**WHAT IS EXPECTED**.
Extract each line holding the word "that" from the entries.

**INFORMATION PROVIDED**.

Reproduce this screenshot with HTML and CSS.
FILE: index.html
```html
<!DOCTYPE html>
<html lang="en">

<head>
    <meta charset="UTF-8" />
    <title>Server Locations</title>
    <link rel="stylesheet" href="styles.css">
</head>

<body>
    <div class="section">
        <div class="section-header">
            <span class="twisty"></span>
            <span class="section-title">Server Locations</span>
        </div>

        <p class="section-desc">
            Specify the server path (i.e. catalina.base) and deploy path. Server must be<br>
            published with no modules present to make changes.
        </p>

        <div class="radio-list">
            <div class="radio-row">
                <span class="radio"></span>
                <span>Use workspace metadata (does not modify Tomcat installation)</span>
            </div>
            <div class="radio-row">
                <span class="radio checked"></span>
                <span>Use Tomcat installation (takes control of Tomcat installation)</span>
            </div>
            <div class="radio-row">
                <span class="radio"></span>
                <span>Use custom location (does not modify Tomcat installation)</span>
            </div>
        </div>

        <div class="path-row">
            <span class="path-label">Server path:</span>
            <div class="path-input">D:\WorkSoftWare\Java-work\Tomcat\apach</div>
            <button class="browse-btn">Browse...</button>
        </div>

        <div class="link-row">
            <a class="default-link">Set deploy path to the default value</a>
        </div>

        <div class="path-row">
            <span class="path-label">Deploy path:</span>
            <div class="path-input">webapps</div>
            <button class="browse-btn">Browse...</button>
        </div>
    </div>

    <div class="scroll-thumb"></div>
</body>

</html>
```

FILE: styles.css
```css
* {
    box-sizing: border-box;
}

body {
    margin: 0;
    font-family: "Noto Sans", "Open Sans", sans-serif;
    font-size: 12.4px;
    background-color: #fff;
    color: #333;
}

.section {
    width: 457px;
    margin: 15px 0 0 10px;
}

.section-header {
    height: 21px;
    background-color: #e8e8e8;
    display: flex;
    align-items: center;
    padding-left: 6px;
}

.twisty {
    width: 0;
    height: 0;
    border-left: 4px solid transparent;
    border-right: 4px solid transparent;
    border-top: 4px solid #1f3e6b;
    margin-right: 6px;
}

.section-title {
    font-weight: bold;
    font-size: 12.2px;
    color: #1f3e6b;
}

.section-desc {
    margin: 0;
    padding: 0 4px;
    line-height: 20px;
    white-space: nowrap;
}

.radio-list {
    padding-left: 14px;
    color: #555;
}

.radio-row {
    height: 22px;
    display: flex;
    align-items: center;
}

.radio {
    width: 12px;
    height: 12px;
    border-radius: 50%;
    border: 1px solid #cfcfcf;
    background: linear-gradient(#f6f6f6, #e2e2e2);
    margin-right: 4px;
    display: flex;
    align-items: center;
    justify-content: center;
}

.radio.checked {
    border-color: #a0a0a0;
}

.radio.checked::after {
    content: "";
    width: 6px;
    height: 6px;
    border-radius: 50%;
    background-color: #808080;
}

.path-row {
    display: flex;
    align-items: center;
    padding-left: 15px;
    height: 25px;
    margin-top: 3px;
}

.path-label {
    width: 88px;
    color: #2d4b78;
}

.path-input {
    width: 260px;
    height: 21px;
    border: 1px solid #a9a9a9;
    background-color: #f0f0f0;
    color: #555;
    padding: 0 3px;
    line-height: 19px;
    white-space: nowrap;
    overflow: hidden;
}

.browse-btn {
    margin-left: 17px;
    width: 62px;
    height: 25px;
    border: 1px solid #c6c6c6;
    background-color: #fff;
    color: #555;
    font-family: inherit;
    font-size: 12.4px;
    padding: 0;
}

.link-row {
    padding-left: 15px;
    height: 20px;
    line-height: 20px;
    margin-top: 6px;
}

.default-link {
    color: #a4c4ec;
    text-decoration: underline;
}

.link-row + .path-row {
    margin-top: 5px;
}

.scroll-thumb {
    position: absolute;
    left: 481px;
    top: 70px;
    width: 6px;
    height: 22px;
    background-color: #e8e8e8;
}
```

--

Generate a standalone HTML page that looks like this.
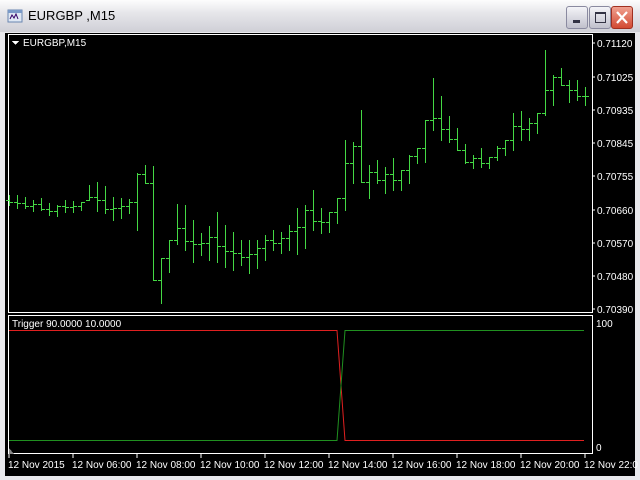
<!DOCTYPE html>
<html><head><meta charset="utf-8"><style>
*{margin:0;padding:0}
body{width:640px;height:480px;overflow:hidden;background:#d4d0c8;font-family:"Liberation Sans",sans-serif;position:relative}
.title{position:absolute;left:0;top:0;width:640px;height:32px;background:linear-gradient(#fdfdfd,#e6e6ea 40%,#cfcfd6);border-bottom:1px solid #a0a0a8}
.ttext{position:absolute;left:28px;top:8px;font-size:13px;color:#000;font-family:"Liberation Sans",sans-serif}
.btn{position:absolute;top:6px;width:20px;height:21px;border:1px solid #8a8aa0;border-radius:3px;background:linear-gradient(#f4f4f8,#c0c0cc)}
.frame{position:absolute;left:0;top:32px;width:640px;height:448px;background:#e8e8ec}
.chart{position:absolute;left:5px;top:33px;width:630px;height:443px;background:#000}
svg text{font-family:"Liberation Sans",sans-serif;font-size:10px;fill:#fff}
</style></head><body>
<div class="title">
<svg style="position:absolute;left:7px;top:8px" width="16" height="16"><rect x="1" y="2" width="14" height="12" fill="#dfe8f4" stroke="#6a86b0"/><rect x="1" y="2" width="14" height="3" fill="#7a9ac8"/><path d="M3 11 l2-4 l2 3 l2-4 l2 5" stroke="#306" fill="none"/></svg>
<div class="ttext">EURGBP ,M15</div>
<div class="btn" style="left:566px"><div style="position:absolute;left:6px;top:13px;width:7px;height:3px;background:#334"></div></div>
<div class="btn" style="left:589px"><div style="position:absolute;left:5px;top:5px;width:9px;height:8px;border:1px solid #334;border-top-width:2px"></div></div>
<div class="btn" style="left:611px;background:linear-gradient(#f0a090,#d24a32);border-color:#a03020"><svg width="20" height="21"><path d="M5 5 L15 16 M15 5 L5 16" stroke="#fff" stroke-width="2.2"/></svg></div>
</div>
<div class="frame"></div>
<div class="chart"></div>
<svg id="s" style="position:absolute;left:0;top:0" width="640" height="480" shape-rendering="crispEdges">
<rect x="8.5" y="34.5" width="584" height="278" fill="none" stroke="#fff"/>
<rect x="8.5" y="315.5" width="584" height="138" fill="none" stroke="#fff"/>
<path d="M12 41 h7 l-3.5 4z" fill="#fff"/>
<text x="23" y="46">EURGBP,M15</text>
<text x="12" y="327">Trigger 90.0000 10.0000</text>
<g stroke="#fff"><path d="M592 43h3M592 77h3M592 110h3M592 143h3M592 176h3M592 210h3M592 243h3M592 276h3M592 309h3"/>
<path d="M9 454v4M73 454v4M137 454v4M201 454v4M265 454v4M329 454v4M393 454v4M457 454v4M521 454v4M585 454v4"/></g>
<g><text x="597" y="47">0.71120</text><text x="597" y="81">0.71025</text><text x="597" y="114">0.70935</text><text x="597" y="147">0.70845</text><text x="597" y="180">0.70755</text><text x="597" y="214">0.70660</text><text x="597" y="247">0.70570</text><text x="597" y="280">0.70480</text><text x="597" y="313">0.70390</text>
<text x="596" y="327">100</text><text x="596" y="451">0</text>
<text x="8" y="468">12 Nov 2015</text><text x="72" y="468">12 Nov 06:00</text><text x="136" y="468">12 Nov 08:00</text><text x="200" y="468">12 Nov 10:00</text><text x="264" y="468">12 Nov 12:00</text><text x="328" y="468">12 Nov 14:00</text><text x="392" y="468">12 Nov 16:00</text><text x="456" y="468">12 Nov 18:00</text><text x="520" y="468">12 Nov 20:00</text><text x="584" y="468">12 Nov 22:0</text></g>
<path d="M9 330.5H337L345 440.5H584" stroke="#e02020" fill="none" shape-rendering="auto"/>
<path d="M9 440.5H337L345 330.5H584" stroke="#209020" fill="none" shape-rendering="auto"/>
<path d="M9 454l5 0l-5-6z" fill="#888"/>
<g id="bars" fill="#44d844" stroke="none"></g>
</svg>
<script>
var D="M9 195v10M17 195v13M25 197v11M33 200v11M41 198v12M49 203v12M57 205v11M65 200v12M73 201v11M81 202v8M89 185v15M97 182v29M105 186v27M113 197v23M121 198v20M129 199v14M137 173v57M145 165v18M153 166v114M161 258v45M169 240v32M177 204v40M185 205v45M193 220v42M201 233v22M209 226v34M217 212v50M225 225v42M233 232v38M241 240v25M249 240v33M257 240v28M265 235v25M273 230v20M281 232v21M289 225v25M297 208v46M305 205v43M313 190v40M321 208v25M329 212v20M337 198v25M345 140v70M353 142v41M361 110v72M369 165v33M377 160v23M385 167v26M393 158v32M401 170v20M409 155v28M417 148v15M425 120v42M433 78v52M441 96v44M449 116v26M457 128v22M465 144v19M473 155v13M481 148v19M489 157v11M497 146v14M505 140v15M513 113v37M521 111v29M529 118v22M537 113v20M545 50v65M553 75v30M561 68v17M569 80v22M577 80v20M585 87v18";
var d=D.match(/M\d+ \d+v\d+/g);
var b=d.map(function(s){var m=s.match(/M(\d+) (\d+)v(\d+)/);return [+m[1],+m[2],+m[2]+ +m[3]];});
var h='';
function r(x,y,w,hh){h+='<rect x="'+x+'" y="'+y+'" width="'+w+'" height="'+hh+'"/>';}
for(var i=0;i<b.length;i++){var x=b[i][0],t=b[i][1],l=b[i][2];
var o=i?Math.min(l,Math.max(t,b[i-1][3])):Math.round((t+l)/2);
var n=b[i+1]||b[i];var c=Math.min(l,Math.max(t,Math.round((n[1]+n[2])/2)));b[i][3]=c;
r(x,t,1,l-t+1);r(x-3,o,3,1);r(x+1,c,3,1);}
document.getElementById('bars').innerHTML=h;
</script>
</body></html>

...

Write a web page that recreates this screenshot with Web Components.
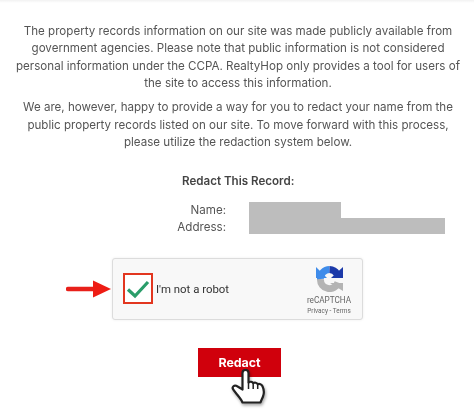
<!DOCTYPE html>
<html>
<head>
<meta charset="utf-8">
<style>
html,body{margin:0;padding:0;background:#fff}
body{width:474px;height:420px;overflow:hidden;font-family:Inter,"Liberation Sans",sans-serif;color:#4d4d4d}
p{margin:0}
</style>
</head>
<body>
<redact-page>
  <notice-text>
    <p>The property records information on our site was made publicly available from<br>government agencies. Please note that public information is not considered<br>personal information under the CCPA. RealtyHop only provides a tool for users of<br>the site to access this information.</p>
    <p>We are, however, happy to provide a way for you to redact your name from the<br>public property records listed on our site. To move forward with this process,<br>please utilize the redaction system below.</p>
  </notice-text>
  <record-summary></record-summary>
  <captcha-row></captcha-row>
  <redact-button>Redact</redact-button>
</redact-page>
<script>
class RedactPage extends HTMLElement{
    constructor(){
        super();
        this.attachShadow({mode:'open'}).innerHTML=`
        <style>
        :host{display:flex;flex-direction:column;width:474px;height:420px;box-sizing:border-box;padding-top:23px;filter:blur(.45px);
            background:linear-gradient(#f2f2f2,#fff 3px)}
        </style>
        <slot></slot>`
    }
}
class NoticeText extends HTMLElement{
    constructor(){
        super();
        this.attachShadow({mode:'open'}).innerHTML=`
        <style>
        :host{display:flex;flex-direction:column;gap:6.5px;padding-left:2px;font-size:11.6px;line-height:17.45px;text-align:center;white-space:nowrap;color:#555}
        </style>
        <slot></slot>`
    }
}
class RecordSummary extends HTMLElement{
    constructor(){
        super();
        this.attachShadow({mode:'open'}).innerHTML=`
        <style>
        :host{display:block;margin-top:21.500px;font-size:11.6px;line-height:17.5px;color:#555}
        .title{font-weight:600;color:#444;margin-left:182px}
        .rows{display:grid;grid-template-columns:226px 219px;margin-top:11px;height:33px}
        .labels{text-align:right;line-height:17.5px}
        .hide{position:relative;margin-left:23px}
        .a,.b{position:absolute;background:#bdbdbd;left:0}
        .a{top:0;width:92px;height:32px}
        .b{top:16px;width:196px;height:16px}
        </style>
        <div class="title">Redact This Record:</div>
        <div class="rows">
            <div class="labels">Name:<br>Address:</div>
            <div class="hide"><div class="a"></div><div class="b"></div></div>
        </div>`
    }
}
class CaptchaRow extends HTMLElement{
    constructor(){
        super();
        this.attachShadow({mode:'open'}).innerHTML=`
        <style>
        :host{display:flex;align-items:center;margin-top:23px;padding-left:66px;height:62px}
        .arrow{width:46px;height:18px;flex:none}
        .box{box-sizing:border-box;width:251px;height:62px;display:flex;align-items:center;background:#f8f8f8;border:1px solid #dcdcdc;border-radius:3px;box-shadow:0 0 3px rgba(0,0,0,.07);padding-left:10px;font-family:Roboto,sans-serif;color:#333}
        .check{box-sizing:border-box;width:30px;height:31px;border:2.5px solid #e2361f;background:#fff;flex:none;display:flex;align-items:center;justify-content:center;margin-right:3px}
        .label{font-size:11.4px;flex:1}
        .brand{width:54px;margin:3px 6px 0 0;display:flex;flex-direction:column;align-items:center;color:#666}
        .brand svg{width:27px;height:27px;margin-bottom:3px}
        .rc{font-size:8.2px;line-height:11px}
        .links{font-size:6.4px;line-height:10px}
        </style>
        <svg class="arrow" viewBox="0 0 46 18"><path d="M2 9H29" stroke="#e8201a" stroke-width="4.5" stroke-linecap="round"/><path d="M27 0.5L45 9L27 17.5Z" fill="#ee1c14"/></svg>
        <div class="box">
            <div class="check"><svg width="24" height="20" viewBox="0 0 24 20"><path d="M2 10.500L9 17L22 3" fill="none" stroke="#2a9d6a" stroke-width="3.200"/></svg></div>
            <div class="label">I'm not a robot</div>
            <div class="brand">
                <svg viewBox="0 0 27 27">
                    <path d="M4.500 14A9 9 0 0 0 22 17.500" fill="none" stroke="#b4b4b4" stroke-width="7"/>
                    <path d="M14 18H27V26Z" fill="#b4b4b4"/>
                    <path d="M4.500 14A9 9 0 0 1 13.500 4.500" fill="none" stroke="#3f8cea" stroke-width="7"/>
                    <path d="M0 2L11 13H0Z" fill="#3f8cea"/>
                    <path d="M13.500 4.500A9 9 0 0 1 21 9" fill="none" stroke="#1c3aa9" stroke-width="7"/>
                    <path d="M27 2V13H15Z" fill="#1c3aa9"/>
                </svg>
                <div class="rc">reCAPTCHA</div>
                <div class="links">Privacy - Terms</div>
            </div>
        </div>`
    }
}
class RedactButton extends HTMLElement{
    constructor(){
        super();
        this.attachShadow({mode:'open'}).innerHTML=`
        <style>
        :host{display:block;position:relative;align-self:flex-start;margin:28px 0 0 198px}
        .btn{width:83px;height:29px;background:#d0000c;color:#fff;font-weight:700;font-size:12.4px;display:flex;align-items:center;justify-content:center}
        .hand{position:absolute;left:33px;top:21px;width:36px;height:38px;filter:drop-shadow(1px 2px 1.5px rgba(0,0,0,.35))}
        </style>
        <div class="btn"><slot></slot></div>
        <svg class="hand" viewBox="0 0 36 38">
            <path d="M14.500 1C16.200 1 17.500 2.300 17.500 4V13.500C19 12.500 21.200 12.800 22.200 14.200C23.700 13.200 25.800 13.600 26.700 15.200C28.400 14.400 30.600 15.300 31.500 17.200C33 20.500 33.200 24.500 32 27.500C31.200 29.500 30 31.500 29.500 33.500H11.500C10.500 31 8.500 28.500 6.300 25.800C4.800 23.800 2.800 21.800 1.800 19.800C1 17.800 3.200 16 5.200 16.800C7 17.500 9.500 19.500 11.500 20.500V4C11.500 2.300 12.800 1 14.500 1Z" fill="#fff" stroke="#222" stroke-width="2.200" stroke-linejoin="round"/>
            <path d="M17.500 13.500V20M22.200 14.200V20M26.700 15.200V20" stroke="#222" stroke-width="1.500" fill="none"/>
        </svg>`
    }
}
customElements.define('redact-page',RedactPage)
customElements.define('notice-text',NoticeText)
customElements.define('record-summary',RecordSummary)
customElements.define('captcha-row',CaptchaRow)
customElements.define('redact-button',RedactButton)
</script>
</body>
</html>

**SOLUTION**.
Generate a standalone HTML page that looks like this.
Write a web page that recreates this screenshot with Web Components.
    <p>The property records information on our site was made publicly available from<br>government agencies. Please note that public information is not considered<br>personal information under the CCPA. RealtyHop only provides a tool for users of<br>the site to access this information.</p>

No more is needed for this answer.